Yamaon (1954-1958) for bass, alto saxophone, tenor saxophone, contra bassoon, percussion and doublebass is one of the wildest and most direct works of Scelsis. Just as the composition I presagi completed in the same year, the title warns of the destruction of a Mayan city. As Varèse in Ecuatorial and Nocturnal, Scelsi in Yamaon works with a differentiated repertoire of vowels, consonants, and syllables. These have no linguistic semantic meaning, but convey heterogeneous values of expression. “What happens in Yamaon can be described as a process during which the instruments through mimesis (Benjamin: “The talent of producing similarities”) gradually appropriates the music of the singer”. (Henk de Velde)

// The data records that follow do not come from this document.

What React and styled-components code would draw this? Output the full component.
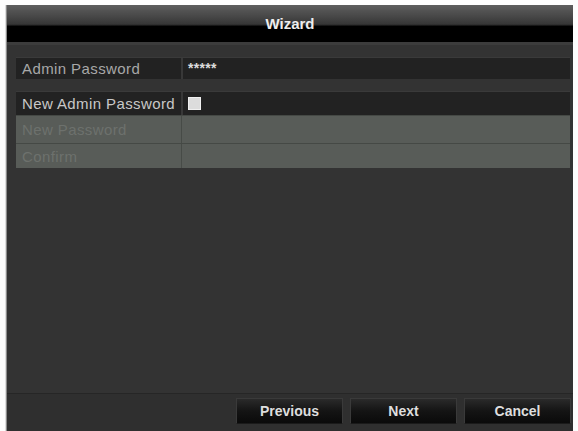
import React from "react";
import styled, { createGlobalStyle } from "styled-components";

const GlobalStyle = createGlobalStyle`
  html, body {
    margin: 0;
    padding: 0;
    background: #fdfdfd;
    font-family: "Liberation Sans", Arial, sans-serif;
  }
  #root {
    height: 431px;
    padding: 5px 5px 0 6px;
    box-sizing: border-box;
  }
`;

function Wizard() {
  return (
    <Window>
      <TitleBar>Wizard</TitleBar>
      <Body>
        <Row>
          <Label>Admin Password</Label>
          <Value>
            <Dots>*****</Dots>
          </Value>
        </Row>
        <Group>
          <Row $h={24}>
            <Label $bright>New Admin Password</Label>
            <Value>
              <Check />
            </Value>
          </Row>
          <Row $h={28} $disabled>
            <Label $disabled>New Password</Label>
            <Value $disabled />
          </Row>
          <Row $h={25} $disabled>
            <Label $disabled>Confirm</Label>
            <Value $disabled />
          </Row>
        </Group>
      </Body>
      <Footer>
        <Button>Previous</Button>
        <Button>Next</Button>
        <Button>Cancel</Button>
      </Footer>
    </Window>
  );
}

const Window = styled.div`
  height: 100%;
  display: flex;
  flex-direction: column;
  background: #333;
  border-left: 1px solid #8a8a8a;
  box-shadow: -1px 0 0 #ddd;
`;

const TitleBar = styled.div`
  height: 40px;
  display: flex;
  align-items: center;
  justify-content: center;
  font-size: 15px;
  font-weight: bold;
  color: #eee;
  padding-bottom: 1px;
  box-sizing: border-box;
  background: linear-gradient(
    #5e5e5e 0%,
    #484848 30%,
    #363636 52%,
    #000 58%,
    #000 100%
  );
  border-bottom: 3px solid #3c3c3c;
`;

const Body = styled.div`
  flex: 1;
  display: flex;
  flex-direction: column;
  gap: 12px;
  padding: 12px 3px 0 9px;
`;

const Group = styled.div`
  display: flex;
  flex-direction: column;
`;

const Row = styled.div`
  height: ${(p) => p.$h || 22}px;
  display: grid;
  grid-template-columns: 165px 1fr;
  gap: ${(p) => (p.$disabled ? "1px" : "2px")};
  background: ${(p) => (p.$disabled ? "#474b47" : "#383838")};
  border-top: 1px solid ${(p) => (p.$disabled ? "#454945" : "#3a3a3a")};
  box-sizing: border-box;
`;

const Label = styled.div`
  display: flex;
  align-items: center;
  padding-left: 6px;
  font-size: 15px;
  letter-spacing: 0.4px;
  white-space: nowrap;
  overflow: hidden;
  color: ${(p) => (p.$disabled ? "#6d716d" : p.$bright ? "#c8c8c8" : "#a8a8a8")};
  background: ${(p) => (p.$disabled ? "#585c58" : "#222")};
`;

const Value = styled.div`
  display: flex;
  align-items: center;
  padding-left: 5px;
  background: ${(p) => (p.$disabled ? "#585c58" : "#222")};
`;

const Dots = styled.span`
  font-size: 14px;
  font-weight: bold;
  color: #ddd;
  letter-spacing: 0.3px;
  margin-top: -2px;
`;

const Check = styled.span`
  width: 13px;
  height: 13px;
  background: #dcdcdc;
  border: 1px solid #f0f0f0;
  box-sizing: border-box;
`;

const Footer = styled.div`
  height: 38px;
  display: flex;
  justify-content: flex-end;
  gap: 7px;
  padding: 4px 2px 0 0;
  box-sizing: border-box;
  background: #2f2f2f;
  border-top: 1px solid #262626;
`;

const Button = styled.div`
  width: 107px;
  height: 26px;
  display: flex;
  align-items: center;
  justify-content: center;
  font-size: 14px;
  font-weight: bold;
  color: #dedede;
  background: linear-gradient(#2a2a2a, #141414 50%, #0a0a0a);
  border: 1px solid #3a3a3a;
  border-bottom-color: #1a1a1a;
  box-sizing: border-box;
`;

export default function App() {
  return (
    <>
      <GlobalStyle />
      <Wizard />
    </>
  );
}
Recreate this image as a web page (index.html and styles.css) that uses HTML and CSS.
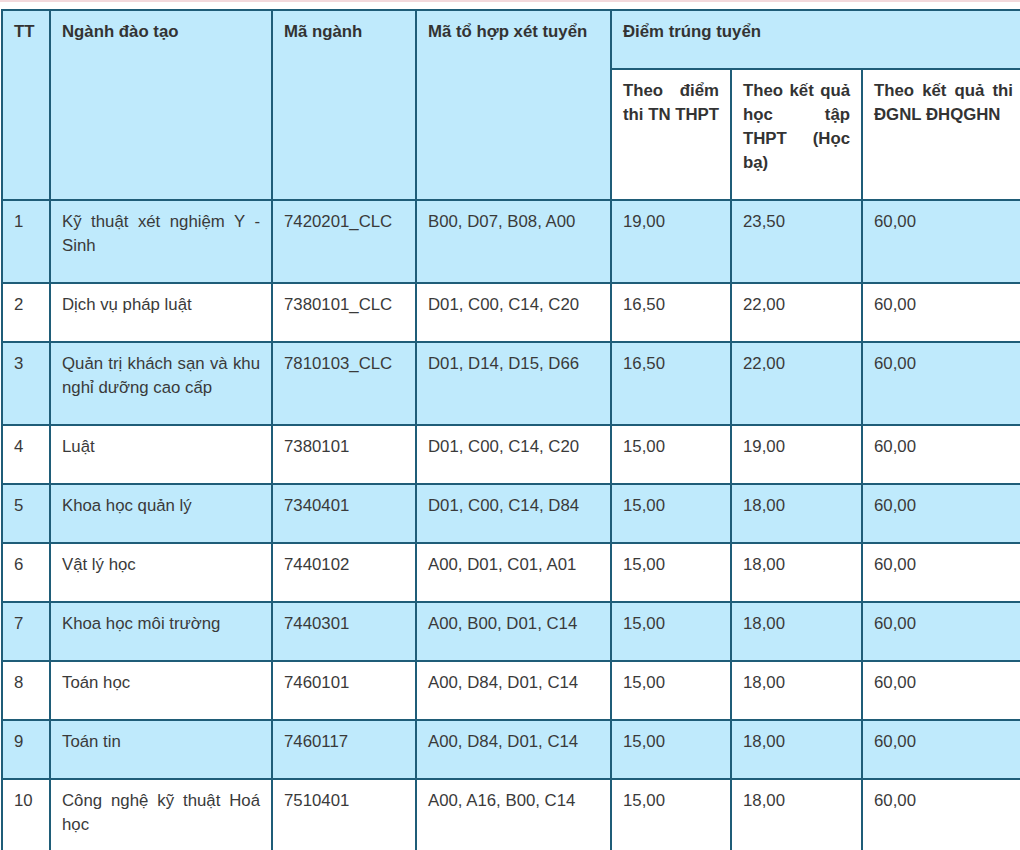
FILE: index.html
```html
<!DOCTYPE html>
<html lang="vi">
<head>
<meta charset="utf-8">
<link rel="stylesheet" href="styles.css">
</head>
<body>
<div class="page">
<table class="scores">
<colgroup>
<col class="c-tt"><col class="c-name"><col class="c-code"><col class="c-combo"><col class="c-s1"><col class="c-s2"><col class="c-s3">
</colgroup>
<thead>
<tr class="h1">
<th rowspan="2">TT</th>
<th rowspan="2">Ngành đào tạo</th>
<th rowspan="2">Mã ngành</th>
<th rowspan="2">Mã tổ hợp xét tuyển</th>
<th colspan="3">Điểm trúng tuyển</th>
</tr>
<tr class="h2">
<th>Theo điểm thi TN THPT</th>
<th>Theo kết quả học tập THPT (Học bạ)</th>
<th>Theo kết quả thi ĐGNL ĐHQGHN</th>
</tr>
</thead>
<tbody>
<tr class="alt"><td>1</td><td>Kỹ thuật xét nghiệm Y - Sinh</td><td>7420201_CLC</td><td>B00, D07, B08, A00</td><td>19,00</td><td>23,50</td><td>60,00</td></tr>
<tr><td>2</td><td>Dịch vụ pháp luật</td><td>7380101_CLC</td><td>D01, C00, C14, C20</td><td>16,50</td><td>22,00</td><td>60,00</td></tr>
<tr class="alt"><td>3</td><td>Quản trị khách sạn và khu nghỉ dưỡng cao cấp</td><td>7810103_CLC</td><td>D01, D14, D15, D66</td><td>16,50</td><td>22,00</td><td>60,00</td></tr>
<tr><td>4</td><td>Luật</td><td>7380101</td><td>D01, C00, C14, C20</td><td>15,00</td><td>19,00</td><td>60,00</td></tr>
<tr class="alt"><td>5</td><td>Khoa học quản lý</td><td>7340401</td><td>D01, C00, C14, D84</td><td>15,00</td><td>18,00</td><td>60,00</td></tr>
<tr><td>6</td><td>Vật lý học</td><td>7440102</td><td>A00, D01, C01, A01</td><td>15,00</td><td>18,00</td><td>60,00</td></tr>
<tr class="alt"><td>7</td><td>Khoa học môi trường</td><td>7440301</td><td>A00, B00, D01, C14</td><td>15,00</td><td>18,00</td><td>60,00</td></tr>
<tr><td>8</td><td>Toán học</td><td>7460101</td><td>A00, D84, D01, C14</td><td>15,00</td><td>18,00</td><td>60,00</td></tr>
<tr class="alt"><td>9</td><td>Toán tin</td><td>7460117</td><td>A00, D84, D01, C14</td><td>15,00</td><td>18,00</td><td>60,00</td></tr>
<tr><td>10</td><td>Công nghệ kỹ thuật Hoá học</td><td>7510401</td><td>A00, A16, B00, C14</td><td>15,00</td><td>18,00</td><td>60,00</td></tr>
</tbody>
</table>
</div>
</body>
</html>
```

FILE: styles.css
```css
html, body {
  margin: 0;
  padding: 0;
  background: #ffffff;
  overflow: hidden;
}

.page {
  border-top: 2px solid #f3d9dc;
  padding: 7px 0 0 1px;
  width: 1200px;
}

.scores {
  border-collapse: collapse;
  table-layout: fixed;
  width: 1023px;
  font-family: "Liberation Sans", Arial, sans-serif;
  font-size: 16.8px;
  line-height: 24px;
  color: #3a3a3a;
}

.c-tt { width: 48px; }
.c-name { width: 222px; }
.c-code { width: 144px; }
.c-combo { width: 195px; }
.c-s1 { width: 120px; }
.c-s2 { width: 131px; }
.c-s3 { width: 163px; }

.scores th,
.scores td {
  border: 2px solid #1f5d78;
  padding: 9px 11px 24px;
  vertical-align: top;
  text-align: justify;
}

.scores th {
  font-weight: bold;
  color: #333333;
}

.h1 th {
  background: #bfeafc;
}

.h2 th {
  background: #ffffff;
}

.alt td {
  background: #bfeafc;
}
```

The violin concert Anahit (1965), which bears the subtitle “Lyrical Poem on the Name of Venus”, is one of the most extraterritorial sound compositions of the 60s. The orchestra comprises 18 soloist instruments and the soloists, performing highly difficult parts and operating with scordatura (re-tuning their instruments), produce a brilliant sound continuum which can no longer be described with the categories used to describe a conventional violin concert. The discourse between solo instruments and the ensemble is replaced by the articulation of changing sound states. The individual voices of the composition vanish in a sound continuum of enigmatic beauty. As Yamaon, the ensemble composition with three movements I presagi (1958) is about the visionary precognition of the downfall of a Mayan city. As in Yamaon, this piece features an unusual instrumentation: two horns, two trumpets, two trombones, two tubas, saxophone, percussion and wind machines.
The first movement revolves around the note b as an energy centre, while the second movement orbits around the note c. The pent up energy potential of the first two movements is unleashed in the third movement when the drums play for the first time providing an apocalyptic furioso as finale. In the 50s, Scelsi prepares the emergence of his new and pioneering approach to sound with numerous solo pieces for wind instruments. While the flute composition Pwyll (1954) remains true to a more conventional harmonic idea, the Tre pezzi for saxophone (1956) conveys a fascinating cross-over of familiar vocabulary and anticipating brilliance.
Okanagon (1968), composed three years after Anahit, ranks among the enigmatic compositions of the artist. Scelsi outlined the following programme for the harp, doublebass and tam tam trio: “Okanagon is to be understood as a rite, or, if you choose, as the heartbeat of the earth”.